4. Before yesterday, around half the states had a Republican governor AND republican state assembly AND a republican state senate. There were only eight Democratic ‘trifectas’. There are now six more. That matters because with a sclerotic congress a lot of the focus will move to state level and also because after the 2020 census it will be the state governments that supervise re-districting. The Democrats were playing catch-up when it came to focussing on down ballot races, but they have now caught up.

5. A massive issue is about who was able to cast a vote. There have been lots of news stories about voter suppression in Georgia (where one of the candidates for Governor was the sitting Secretary of State and therefore in charge of the election), in North Dakota (where both Native Americans and hispanics were targeted and the sitting Democrat lost her Senate seat) and in Florida. But in Florida a ballot inititative to allow 1.4 million convicted felons to vote when they have served their sentence passed with more than 60% support. This group is predominantly African Americans and hispanics and those groups overwhelmingly vote Democrat. So whilst Andrew Gillum lost his bid to be governor this time, it may well be that the swingiest of swing states will move decisively away from Trump and the GOP from 2020.

There will be a lot more to come out of this election as the final results are declared.
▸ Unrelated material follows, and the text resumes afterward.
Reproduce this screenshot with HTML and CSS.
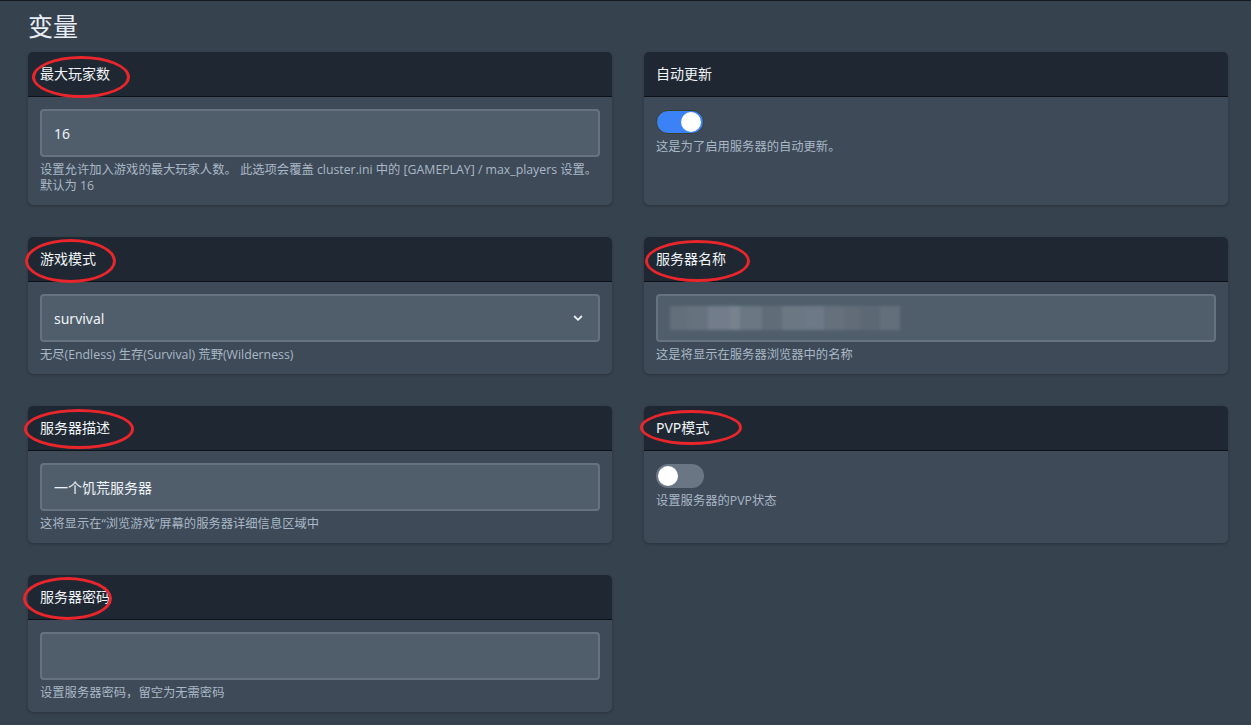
FILE: index.html
```html
<!DOCTYPE html>
<html lang="zh-CN">

<head>
   <meta charset="UTF-8">
   <meta name="viewport" content="width=device-width, initial-scale=1.0">
   <title>变量</title>
   <link rel="stylesheet" href="styles.css">
</head>

<body>
   <div class="page">
      <h1 class="page-title">变量</h1>

      <div class="var-grid">
         <div class="card">
            <div class="card-header">最大玩家数<span class="mark mark-1"></span></div>
            <div class="card-body">
               <div class="input">16</div>
               <p class="help">设置允许加入游戏的最大玩家人数。 此选项会覆盖 cluster.ini 中的 [GAMEPLAY] / max_players 设置。默认为 16</p>
            </div>
         </div>

         <div class="card">
            <div class="card-header">自动更新</div>
            <div class="card-body">
               <div class="toggle on"><span class="knob"></span></div>
               <p class="help">这是为了启用服务器的自动更新。</p>
            </div>
         </div>

         <div class="card">
            <div class="card-header">游戏模式<span class="mark mark-2"></span></div>
            <div class="card-body">
               <div class="input select">
                  <span>survival</span>
                  <svg width="12" height="12" viewBox="0 0 16 16" fill="none" stroke="#e6edf3" stroke-width="2.4" stroke-linecap="round" stroke-linejoin="round">
                     <path d="M3.5 6l4.5 4.5 4.5-4.5"/>
                  </svg>
               </div>
               <p class="help">无尽(Endless) 生存(Survival) 荒野(Wilderness)</p>
            </div>
         </div>

         <div class="card">
            <div class="card-header">服务器名称<span class="mark mark-5"></span></div>
            <div class="card-body">
               <div class="input">
                  <div class="blurred">
                     <span style="background:#66717d;width:18px"></span>
                     <span style="background:#6a7582;width:20px"></span>
                     <span style="background:#76808e;width:22px"></span>
                     <span style="background:#7d8793;width:10px"></span>
                     <span style="background:#6e7a86;width:22px"></span>
                     <span style="background:#636e7b;width:20px"></span>
                     <span style="background:#6f7b87;width:24px"></span>
                     <span style="background:#717c89;width:18px"></span>
                     <span style="background:#69737f;width:20px"></span>
                     <span style="background:#646e7b;width:16px"></span>
                     <span style="background:#5f6a77;width:20px"></span>
                     <span style="background:#66717d;width:20px"></span>
                  </div>
               </div>
               <p class="help">这是将显示在服务器浏览器中的名称</p>
            </div>
         </div>

         <div class="card">
            <div class="card-header">服务器描述<span class="mark mark-3"></span></div>
            <div class="card-body">
               <div class="input">一个饥荒服务器</div>
               <p class="help">这将显示在“浏览游戏”屏幕的服务器详细信息区域中</p>
            </div>
         </div>

         <div class="card">
            <div class="card-header">PVP模式<span class="mark mark-6"></span></div>
            <div class="card-body">
               <div class="toggle"><span class="knob"></span></div>
               <p class="help">设置服务器的PVP状态</p>
            </div>
         </div>

         <div class="card">
            <div class="card-header">服务器密码<span class="mark mark-4"></span></div>
            <div class="card-body">
               <div class="input"></div>
               <p class="help">设置服务器密码，留空为无需密码</p>
            </div>
         </div>
      </div>
   </div>
</body>

</html>
```

FILE: styles.css
```css
body {
   margin: 0;
   background-color: #37424f;
   color: #e6edf3;
   font-family: "Noto Sans", "Noto Sans CJK SC", sans-serif;
}

.page {
   border-top: 1px solid #161b21;
   padding: 10px 23px 13px 28px;
}

.page-title {
   margin: 0 0 10px 0;
   font-size: 25px;
   font-weight: normal;
   line-height: 31px;
   color: #e8eef4;
}

.var-grid {
   display: grid;
   grid-template-columns: 1fr 1fr;
   column-gap: 32px;
   row-gap: 32px;
}

.card {
   background-color: #3e4a58;
   border-radius: 5px;
   box-shadow: 0 1px 3px rgba(0, 0, 0, 0.25);
}

.card-header {
   position: relative;
   height: 44px;
   line-height: 44px;
   padding: 0 12px;
   font-size: 14px;
   background-color: #1f2832;
   border-bottom: 1px solid #0e1115;
   border-radius: 5px 5px 0 0;
   color: #f0f4f8;
}

.card-body {
   padding: 12px 12px 11px 12px;
}

.input {
   box-sizing: border-box;
   height: 48px;
   padding: 0 12px;
   display: flex;
   align-items: center;
   font-size: 14px;
   color: #eef2f6;
   background-color: #505e6c;
   border: 2px solid #66737f;
   border-radius: 4px;
}

.select {
   justify-content: space-between;
   padding-right: 14px;
}

.help {
   margin: 5px 0 0 0;
   font-family: "Open Sans", "Noto Sans CJK SC", sans-serif;
   font-size: 12.3px;
   line-height: 16px;
   color: #a9b8c6;
}

.toggle {
   position: relative;
   box-sizing: border-box;
   width: 48px;
   height: 24px;
   border-radius: 12px;
   background-color: #6b7684;
   margin-top: 1px;
}

.toggle.on {
   background-color: #3b82f6;
   border: 1px solid #3a3f2a;
}

.knob {
   position: absolute;
   top: 2px;
   left: 2px;
   width: 20px;
   height: 20px;
   border-radius: 50%;
   background-color: #ffffff;
}

.toggle.on .knob {
   top: 1px;
   left: auto;
   right: 2px;
}

.blurred {
   display: flex;
   height: 24px;
   filter: blur(1.5px);
   opacity: 0.9;
}

.blurred span {
   display: block;
   height: 100%;
}

/* red annotation rings */
.mark {
   position: absolute;
   border: 3px solid #e8262b;
   border-radius: 50%;
   pointer-events: none;
}

.mark-1 { left: 4px; top: 4px; width: 92px; height: 36px; }
.mark-2 { left: -3px; top: 2px; width: 85px; height: 38px; }
.mark-3 { left: -4px; top: 3px; width: 104px; height: 34px; }
.mark-4 { left: -5px; top: 2px; width: 83px; height: 37px; }
.mark-5 { left: 1px; top: 3px; width: 99px; height: 36px; }
.mark-6 { left: -4px; top: 4px; width: 96px; height: 29px; }
```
It will also be interesting to see what the OSCE/ODIHR election observation mission say when they hold their press conference and release their preliminary statement at about 7pm (GMT) tonight.

*The Chatham House Seminar featured Steve Erlanger (NYT, Chief Diplomatic Correspondent, Europe), Dr Ursula Hackett (Royal Holloway), Dr Jacob Parakilas (Chatham House), Professor Peter Trubowitz (LSE) and Dr Leslie Vinjamuri (Chatham House).